In this open and honest blog specially written for Advocacy Awareness Week Emerald discusses her personal experience of being supported by an advocate and discusses what advocacy means to her and what she feels needs to change in the sector moving forwards.
My name is Emerald and I am 24 years old. I am a mum to twin girls who are now 3 and a half. Currently I am a stay at home mum, but I am thinking about going back to college as I would like to get a job in the care sector. People would say I am determined, resourceful, stubborn, resilient, caring, and kind. They also say I am a brilliant baker and a great mum!
Some people find my behaviours challenging. I can be quite loud and full on and this can overwhelming. I have some difficulties with learning and need things clearly explained to me or shown – pictures work well, I also have some mental health challenges too and this has meant I have been sectioned on several occasions. If I am in a situation that I find difficult I can respond in a direct way which can be seen as me being rude and aggressive. This is only because I am feeling scared, vulnerable and not in control.

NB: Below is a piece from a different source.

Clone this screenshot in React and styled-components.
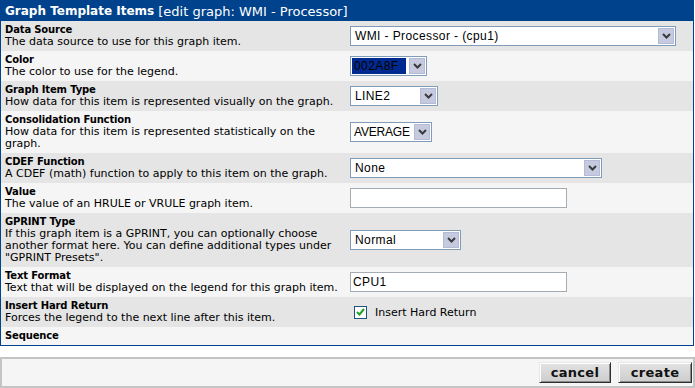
import React from 'react'
import styled, { createGlobalStyle } from 'styled-components'

const GlobalStyle = createGlobalStyle`
    body {
        margin: 0;
        background: #fff;
        font-family: "DejaVu Sans", Verdana, sans-serif;
    }
`;

const Panel = styled.div`
    width: 694px;
    box-sizing: border-box;
    border: 1px solid #00438C;
`;

const Header = styled.div`
    height: 20px;
    background: #00438C;
    color: #fff;
    padding: 0 4px;
    display: flex;
    align-items: center;
    font-size: 13px;
    white-space: nowrap;
    b {
        font-size: 12px;
        margin-right: 4px;
    }
`;

const Row = styled.div`
    display: grid;
    grid-template-columns: 345px 1fr;
    background: ${p => p.$dark ? '#E5E5E5' : '#F5F5F5'};
`;

const Label = styled.div`
    padding: 3px 0 3px 4px;
    font-size: 11px;
    line-height: 12px;
    color: #000;
    b {
        display: block;
        font-size: 10px;
        letter-spacing: -0.15px;
    }
`;

const Field = styled.div`
    display: flex;
    align-items: center;
    padding-left: 4px;
`;

const SelectBox = styled.div`
    display: inline-flex;
    align-items: stretch;
    box-sizing: border-box;
    width: ${p => p.$w}px;
    height: 20px;
    padding: 1px;
    border: 1px solid #7F9DB9;
    background: #fff;
`;

const SelectValue = styled.span`
    flex: 1;
    min-width: 0;
    display: flex;
    align-items: center;
    padding-left: ${p => p.$tight ? '2px' : '3px'};
    font-family: "Liberation Sans", Arial, sans-serif;
    font-size: 12px;
    letter-spacing: ${p => p.$tight ? '-0.2px' : '0.4px'};
    color: #000;
    white-space: nowrap;
    overflow: hidden;
`;

const Highlight = styled.span`
    display: flex;
    align-items: center;
    width: 52px;
    margin-right: 3px;
    padding-left: 2px;
    background: ${p => p.$color};
    font-family: "Liberation Sans", Arial, sans-serif;
    font-size: 12px;
    letter-spacing: 0.4px;
    color: #000;
`;

const Arrow = styled.span`
    flex-shrink: 0;
    width: 16px;
    box-sizing: border-box;
    display: flex;
    align-items: center;
    justify-content: center;
    background: #C6CADF;
    border: 1px solid #B3BBD6;
`;

const TextInput = styled.input`
    box-sizing: border-box;
    width: 217px;
    height: 20px;
    border: 1px solid #A5ACB2;
    background: #fff;
    padding: 0 2px;
    font-family: "Liberation Sans", Arial, sans-serif;
    font-size: 12px;
    letter-spacing: 0.4px;
    color: #000;
    outline: none;
`;

const CheckLabel = styled.label`
    display: flex;
    align-items: center;
    margin-left: 4px;
    font-size: 11px;
    color: #000;
`;

const CheckBox = styled.span`
    width: 13px;
    height: 13px;
    box-sizing: border-box;
    border: 1px solid #1C5180;
    background: #fff;
    display: flex;
    align-items: center;
    justify-content: center;
    margin-right: 8px;
`;

const ButtonBar = styled.div`
    margin-top: 11px;
    height: 31px;
    box-sizing: border-box;
    border: 2px solid #C4C4C4;
    background: #F5F5F5;
    display: flex;
    justify-content: flex-end;
    align-items: center;
    gap: 7px;
    padding-right: 1px;
`;

const Button = styled.button`
    height: 21px;
    width: ${p => p.$w}px;
    box-sizing: border-box;
    border: 1px solid;
    border-color: #E8E8E8 #2E2E2E #2E2E2E #E8E8E8;
    box-shadow: inset 1px 1px 0 #fff, inset -1px -1px 0 #8A8A8A;
    background: linear-gradient(#E2E2E2, #CDCDCD);
    font-family: "DejaVu Sans", Verdana, sans-serif;
    font-weight: bold;
    font-size: 13px;
    letter-spacing: 0.3px;
    color: #111;
    padding: 0;
    cursor: pointer;
`;

const Chevron = () => (
    <svg width="9" height="6" viewBox="0 0 9 6">
        <path d="M1 1 L4.5 4.5 L8 1" fill="none" stroke="#3A3A3A" strokeWidth="2" />
    </svg>
)

const Select = ({ w, value, tight }) => (
    <SelectBox $w={w}>
        <SelectValue $tight={tight}>{value}</SelectValue>
        <Arrow><Chevron /></Arrow>
    </SelectBox>
)

const items = [
    { title: 'Data Source', desc: 'The data source to use for this graph item.', field: <Select w={326} value="WMI - Processor - (cpu1)" /> },
    {
        title: 'Color', desc: 'The color to use for the legend.', field: (
            <SelectBox $w={77}>
                <Highlight $color="#002A8F">002A8F</Highlight>
                <Arrow><Chevron /></Arrow>
            </SelectBox>
        )
    },
    { title: 'Graph Item Type', desc: 'How data for this item is represented visually on the graph.', field: <Select w={88} value="LINE2" /> },
    { title: 'Consolidation Function', desc: 'How data for this item is represented statistically on the graph.', field: <Select w={82} value="AVERAGE" tight /> },
    { title: 'CDEF Function', desc: 'A CDEF (math) function to apply to this item on the graph.', field: <Select w={252} value="None" /> },
    { title: 'Value', desc: 'The value of an HRULE or VRULE graph item.', field: <TextInput defaultValue="" /> },
    { title: 'GPRINT Type', desc: 'If this graph item is a GPRINT, you can optionally choose another format here. You can define additional types under "GPRINT Presets".', field: <Select w={111} value="Normal" /> },
    { title: 'Text Format', desc: 'Text that will be displayed on the legend for this graph item.', field: <TextInput defaultValue="CPU1" /> },
    {
        title: 'Insert Hard Return', desc: 'Forces the legend to the next line after this item.', field: (
            <CheckLabel>
                <CheckBox>
                    <svg width="9" height="8" viewBox="0 0 9 8">
                        <path d="M1 4 L3.5 6.5 L8 1" fill="none" stroke="#21A121" strokeWidth="2" />
                    </svg>
                </CheckBox>
                Insert Hard Return
            </CheckLabel>
        )
    },
    { title: 'Sequence', desc: null, field: null },
]

export default function App() {
    return (
        <>
            <GlobalStyle />
            <Panel>
                <Header>
                    <b>Graph Template Items</b>[edit graph: WMI - Processor]
                </Header>
                {items.map((item, i) => (
                    <Row key={item.title} $dark={i % 2 === 0}>
                        <Label>
                            <b>{item.title}</b>
                            {item.desc}
                        </Label>
                        <Field>{item.field}</Field>
                    </Row>
                ))}
            </Panel>
            <ButtonBar>
                <Button $w={72}>cancel</Button>
                <Button $w={74}>create</Button>
            </ButtonBar>
        </>
    )
}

I think that advocacy is a voice for people who cannot speak for themselves and making sure right things happen for the individual. We need advocacy to allow people that don’t have a voice to be heard. It is particularly important when people have more than one label. Advocacy is important when you are in a situation with professionals who are saying things you don’t understand. Your advocate can make sure the professionals speak to you in a way that is accessible and appropriate so that you can be a central part of the decision that is being made.
In the past advocacy has helped me. When I was in hospital people only saw my mental health problems and my autism was not acknowledged and understood. My autism was getting in the way of me getting better, the advocate helped the professionals to understand this. When I was in a meeting in the hospital the professionals were talking about my plan for when I left, and I didn’t understand what they were saying. The plans seemed complicated to me and I didn’t understand how they would work and who would do what. My advocate made sure I understood what was being said and that I knew what would happen once I left the hospital. I can find it really overwhelming when there are lots of professionals in the room all trying to say their bit and then they ask for my view. This means I find it difficult to find my voice and get my point of view across, and an advocate can support me with this.
I haven’t always had a positive advocacy experience. I have had advocates in the past who I haven’t got on well with. They have seemed rude and, in a rush, and not really listed to my point of view. When it hasn’t worked, I have felt angry and disappointed and not listened to. When Advocacy seems to be linked to a services or resources it doesn’t always work, for example my advocate at the hospital who I got on well with wasn’t able to continue to support me when I left. This left me feeling abandoned.
There are some things that can be done to improve advocacy. Advocates need to be trained so that they can deal with a range of difficulties, challenges and situations and understand person centered approached and planning. They need to make sure they know the person well and have a good relationship and connection with them and be available to everyone who needs one. Advocates need to anticipate difficulties/crisis situations arising and support them before a crisis happens. Advocates need to know that everyone is different and has different needs and have the person at the center of everything they do and say. Advocates need to use a range of methods to make sure people know about them not everyone is able to use things on the internet. Information, cards, leaflets that are Easy Read would help if they were available where people go, for example the GP, Library, Leisure Centers, Shopping Centers, Hospitals and Schools – everywhere! It would be good if Advocacy was advertised on the TV and the radio in a way that everyone understood and at times when people watch TV and listen to the radio, for example during prime time viewing and listening. Advocacy should be available for people who find themselves in vulnerable and challenging situations too.